## Directions
Scan the data beneath this task and copy each line that includes "Write".

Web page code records
——————

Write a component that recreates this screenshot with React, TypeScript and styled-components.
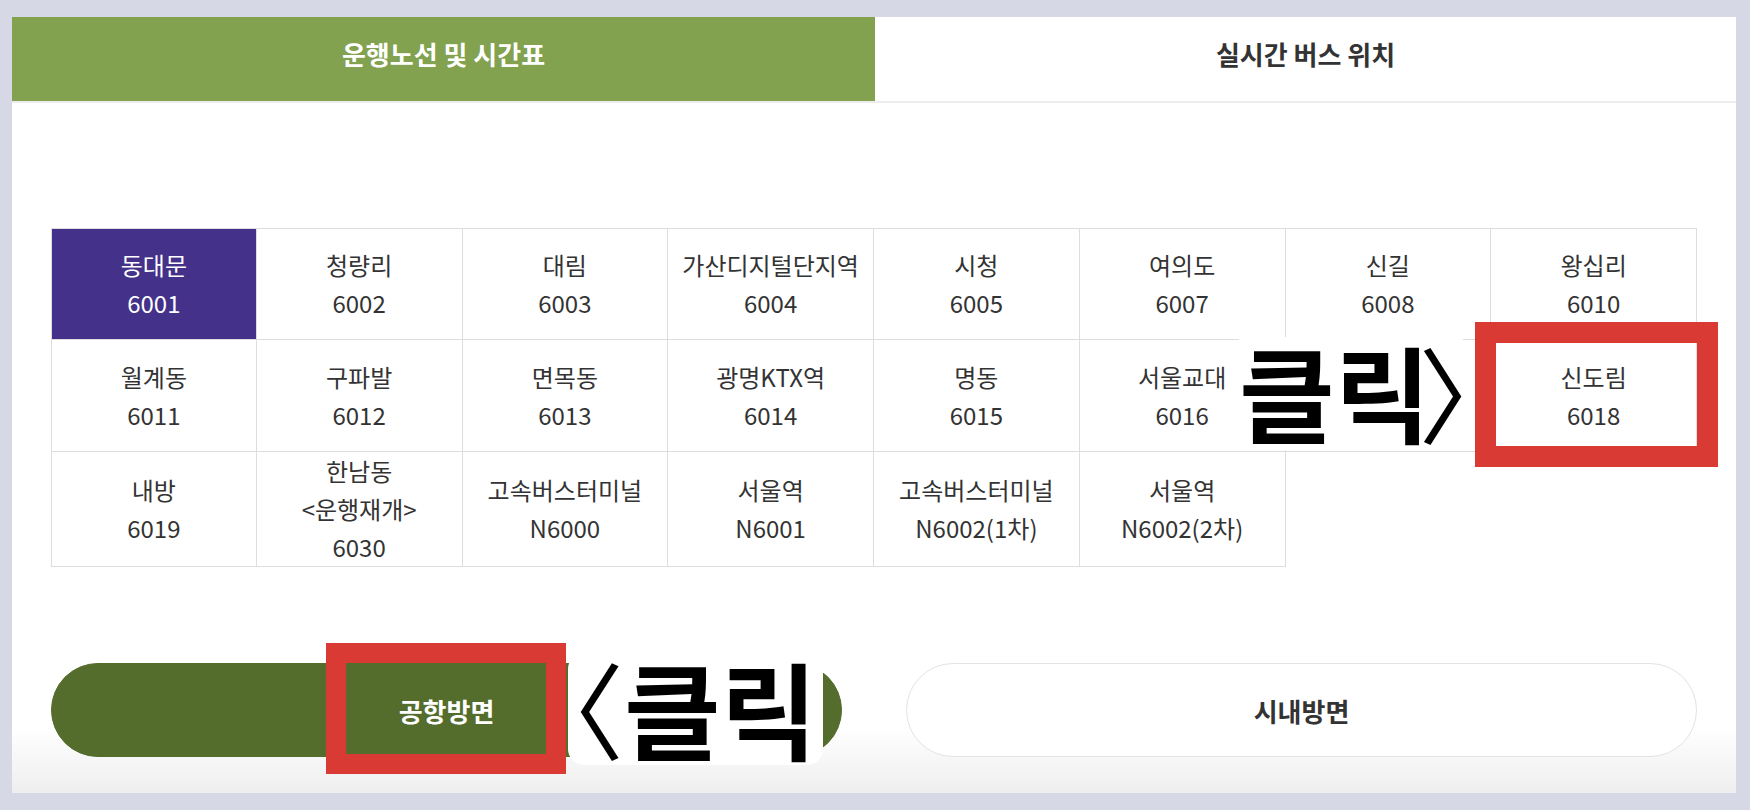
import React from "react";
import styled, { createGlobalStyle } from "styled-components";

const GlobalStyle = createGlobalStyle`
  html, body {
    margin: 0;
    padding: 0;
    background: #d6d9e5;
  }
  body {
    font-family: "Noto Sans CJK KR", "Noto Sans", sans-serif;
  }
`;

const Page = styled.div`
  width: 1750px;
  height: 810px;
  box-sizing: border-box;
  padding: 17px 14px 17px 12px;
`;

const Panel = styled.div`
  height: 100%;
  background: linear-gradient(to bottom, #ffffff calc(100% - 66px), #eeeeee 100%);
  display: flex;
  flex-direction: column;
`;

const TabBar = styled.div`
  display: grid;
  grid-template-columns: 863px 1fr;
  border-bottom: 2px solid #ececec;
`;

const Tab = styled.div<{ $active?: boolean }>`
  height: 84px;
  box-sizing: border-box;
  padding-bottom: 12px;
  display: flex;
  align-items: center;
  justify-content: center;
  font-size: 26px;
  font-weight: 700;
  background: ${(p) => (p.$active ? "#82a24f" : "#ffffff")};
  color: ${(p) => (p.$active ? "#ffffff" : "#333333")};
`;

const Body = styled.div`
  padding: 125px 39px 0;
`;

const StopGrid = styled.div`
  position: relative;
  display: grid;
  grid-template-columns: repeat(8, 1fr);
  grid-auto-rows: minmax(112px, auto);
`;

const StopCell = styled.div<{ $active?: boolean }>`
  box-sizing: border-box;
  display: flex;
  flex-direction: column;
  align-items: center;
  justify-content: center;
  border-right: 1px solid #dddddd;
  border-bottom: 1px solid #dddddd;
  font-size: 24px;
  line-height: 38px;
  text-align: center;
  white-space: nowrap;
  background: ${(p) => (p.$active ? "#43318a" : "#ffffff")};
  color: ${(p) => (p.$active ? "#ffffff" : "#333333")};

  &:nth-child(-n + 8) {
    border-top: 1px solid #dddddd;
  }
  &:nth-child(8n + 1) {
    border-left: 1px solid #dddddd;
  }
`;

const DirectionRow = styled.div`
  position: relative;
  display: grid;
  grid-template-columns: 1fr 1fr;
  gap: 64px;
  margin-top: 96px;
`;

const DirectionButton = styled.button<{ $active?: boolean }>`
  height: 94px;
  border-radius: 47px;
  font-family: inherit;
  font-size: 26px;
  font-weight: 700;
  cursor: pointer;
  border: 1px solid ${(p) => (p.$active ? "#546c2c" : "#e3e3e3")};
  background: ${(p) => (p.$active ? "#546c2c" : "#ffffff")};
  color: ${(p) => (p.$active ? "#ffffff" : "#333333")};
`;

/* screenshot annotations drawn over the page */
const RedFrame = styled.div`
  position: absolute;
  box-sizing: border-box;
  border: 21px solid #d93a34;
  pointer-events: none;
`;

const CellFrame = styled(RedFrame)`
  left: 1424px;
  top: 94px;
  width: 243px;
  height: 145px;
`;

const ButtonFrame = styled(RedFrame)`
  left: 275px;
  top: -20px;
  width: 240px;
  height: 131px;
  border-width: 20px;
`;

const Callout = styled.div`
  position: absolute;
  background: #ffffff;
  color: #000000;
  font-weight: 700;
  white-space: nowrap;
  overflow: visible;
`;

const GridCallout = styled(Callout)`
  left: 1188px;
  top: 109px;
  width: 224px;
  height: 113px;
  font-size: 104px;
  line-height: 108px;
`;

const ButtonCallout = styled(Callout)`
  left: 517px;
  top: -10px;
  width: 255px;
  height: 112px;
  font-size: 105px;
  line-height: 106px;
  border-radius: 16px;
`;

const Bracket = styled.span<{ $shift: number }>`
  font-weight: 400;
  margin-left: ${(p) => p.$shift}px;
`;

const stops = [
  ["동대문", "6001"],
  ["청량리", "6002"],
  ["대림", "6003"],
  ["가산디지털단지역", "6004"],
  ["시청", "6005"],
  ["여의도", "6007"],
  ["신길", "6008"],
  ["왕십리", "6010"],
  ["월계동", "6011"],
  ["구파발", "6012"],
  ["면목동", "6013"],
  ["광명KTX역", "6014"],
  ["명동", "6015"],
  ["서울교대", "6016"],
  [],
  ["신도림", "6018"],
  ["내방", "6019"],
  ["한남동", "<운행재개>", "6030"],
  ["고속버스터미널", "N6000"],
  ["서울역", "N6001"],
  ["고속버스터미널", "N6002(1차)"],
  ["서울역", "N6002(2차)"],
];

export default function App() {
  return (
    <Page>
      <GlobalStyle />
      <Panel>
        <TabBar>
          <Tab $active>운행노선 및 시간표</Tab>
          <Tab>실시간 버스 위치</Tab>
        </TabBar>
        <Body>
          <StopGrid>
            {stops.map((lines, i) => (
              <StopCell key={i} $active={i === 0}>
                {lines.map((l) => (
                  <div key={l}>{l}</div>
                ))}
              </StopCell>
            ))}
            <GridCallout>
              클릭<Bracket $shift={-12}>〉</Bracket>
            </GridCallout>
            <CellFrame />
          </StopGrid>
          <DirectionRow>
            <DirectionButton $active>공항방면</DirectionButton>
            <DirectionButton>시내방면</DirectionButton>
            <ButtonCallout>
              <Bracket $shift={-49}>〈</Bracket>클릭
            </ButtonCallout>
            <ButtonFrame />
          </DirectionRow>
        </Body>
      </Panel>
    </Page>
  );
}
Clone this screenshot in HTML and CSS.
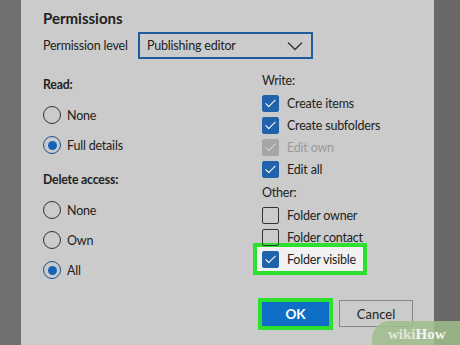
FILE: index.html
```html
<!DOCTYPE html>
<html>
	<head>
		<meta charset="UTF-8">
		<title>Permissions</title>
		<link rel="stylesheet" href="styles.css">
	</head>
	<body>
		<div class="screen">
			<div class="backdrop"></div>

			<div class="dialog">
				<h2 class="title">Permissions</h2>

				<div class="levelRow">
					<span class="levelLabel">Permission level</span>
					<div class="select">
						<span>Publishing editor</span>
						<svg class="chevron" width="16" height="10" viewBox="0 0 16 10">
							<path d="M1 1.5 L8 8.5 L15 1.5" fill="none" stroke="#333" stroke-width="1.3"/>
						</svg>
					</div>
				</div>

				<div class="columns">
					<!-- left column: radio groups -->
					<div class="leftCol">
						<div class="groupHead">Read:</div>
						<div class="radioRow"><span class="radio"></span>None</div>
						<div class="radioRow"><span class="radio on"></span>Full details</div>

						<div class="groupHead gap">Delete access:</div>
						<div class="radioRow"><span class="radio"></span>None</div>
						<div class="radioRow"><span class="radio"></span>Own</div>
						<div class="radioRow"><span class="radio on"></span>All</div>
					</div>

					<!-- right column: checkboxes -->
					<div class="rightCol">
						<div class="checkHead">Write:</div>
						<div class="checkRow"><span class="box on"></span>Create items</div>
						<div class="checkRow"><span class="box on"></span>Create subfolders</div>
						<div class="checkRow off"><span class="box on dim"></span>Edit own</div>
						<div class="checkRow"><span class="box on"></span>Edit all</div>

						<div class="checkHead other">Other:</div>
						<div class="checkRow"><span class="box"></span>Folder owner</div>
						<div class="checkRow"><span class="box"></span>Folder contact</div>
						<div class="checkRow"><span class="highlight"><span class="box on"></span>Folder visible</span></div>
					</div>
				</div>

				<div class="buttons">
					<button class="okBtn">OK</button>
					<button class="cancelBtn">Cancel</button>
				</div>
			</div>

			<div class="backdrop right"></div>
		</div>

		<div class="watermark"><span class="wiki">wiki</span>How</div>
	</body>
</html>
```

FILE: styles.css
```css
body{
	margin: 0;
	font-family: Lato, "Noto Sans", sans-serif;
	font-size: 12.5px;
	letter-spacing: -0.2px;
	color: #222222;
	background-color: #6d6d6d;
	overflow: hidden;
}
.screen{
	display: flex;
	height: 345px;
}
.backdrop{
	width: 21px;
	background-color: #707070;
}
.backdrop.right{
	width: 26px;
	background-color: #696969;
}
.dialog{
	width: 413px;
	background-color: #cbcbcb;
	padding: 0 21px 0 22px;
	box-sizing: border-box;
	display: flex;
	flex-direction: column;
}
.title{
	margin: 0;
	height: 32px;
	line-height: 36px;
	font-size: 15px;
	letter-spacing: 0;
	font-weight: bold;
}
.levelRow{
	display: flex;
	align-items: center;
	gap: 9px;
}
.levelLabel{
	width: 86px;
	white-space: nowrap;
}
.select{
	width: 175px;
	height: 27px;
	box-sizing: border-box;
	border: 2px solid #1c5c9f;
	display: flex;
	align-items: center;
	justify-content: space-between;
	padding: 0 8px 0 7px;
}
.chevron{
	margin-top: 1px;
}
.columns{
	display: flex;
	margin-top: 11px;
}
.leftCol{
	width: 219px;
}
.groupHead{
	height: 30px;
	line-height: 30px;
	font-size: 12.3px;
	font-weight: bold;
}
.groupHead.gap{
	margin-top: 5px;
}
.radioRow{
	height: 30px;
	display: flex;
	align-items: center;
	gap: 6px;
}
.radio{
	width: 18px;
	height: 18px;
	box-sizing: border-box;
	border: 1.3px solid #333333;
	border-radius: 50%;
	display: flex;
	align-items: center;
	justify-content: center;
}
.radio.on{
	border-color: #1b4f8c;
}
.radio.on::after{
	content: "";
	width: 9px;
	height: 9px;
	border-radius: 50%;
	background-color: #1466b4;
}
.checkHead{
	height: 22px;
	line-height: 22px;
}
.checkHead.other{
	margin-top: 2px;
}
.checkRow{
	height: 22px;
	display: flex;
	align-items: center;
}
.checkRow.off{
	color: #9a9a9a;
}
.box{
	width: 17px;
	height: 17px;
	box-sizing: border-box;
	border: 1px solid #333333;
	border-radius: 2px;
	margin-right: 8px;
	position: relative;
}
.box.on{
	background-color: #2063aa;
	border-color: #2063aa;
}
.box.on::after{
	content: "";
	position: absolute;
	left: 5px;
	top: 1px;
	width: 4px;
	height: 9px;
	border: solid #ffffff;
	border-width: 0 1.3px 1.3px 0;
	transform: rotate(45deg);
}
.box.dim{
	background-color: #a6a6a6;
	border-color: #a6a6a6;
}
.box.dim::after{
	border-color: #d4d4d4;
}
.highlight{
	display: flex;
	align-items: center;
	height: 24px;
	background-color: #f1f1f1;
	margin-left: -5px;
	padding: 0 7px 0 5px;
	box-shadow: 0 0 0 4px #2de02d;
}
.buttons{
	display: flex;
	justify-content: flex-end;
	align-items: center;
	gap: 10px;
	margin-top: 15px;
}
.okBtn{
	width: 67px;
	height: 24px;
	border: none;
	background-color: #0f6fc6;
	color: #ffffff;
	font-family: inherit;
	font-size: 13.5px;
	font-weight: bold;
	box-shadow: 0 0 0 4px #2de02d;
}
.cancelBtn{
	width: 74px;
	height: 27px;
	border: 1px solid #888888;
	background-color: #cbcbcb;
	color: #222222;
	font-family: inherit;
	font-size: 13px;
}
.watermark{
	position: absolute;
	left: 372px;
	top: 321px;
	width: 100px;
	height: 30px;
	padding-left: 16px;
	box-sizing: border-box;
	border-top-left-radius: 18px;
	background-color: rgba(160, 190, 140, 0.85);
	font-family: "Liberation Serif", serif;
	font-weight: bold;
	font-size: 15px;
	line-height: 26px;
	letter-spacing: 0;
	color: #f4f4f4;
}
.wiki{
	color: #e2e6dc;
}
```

——————

## Answer for the task
Write a component that recreates this screenshot with React, TypeScript and styled-components.
						<div class="checkHead">Write:</div>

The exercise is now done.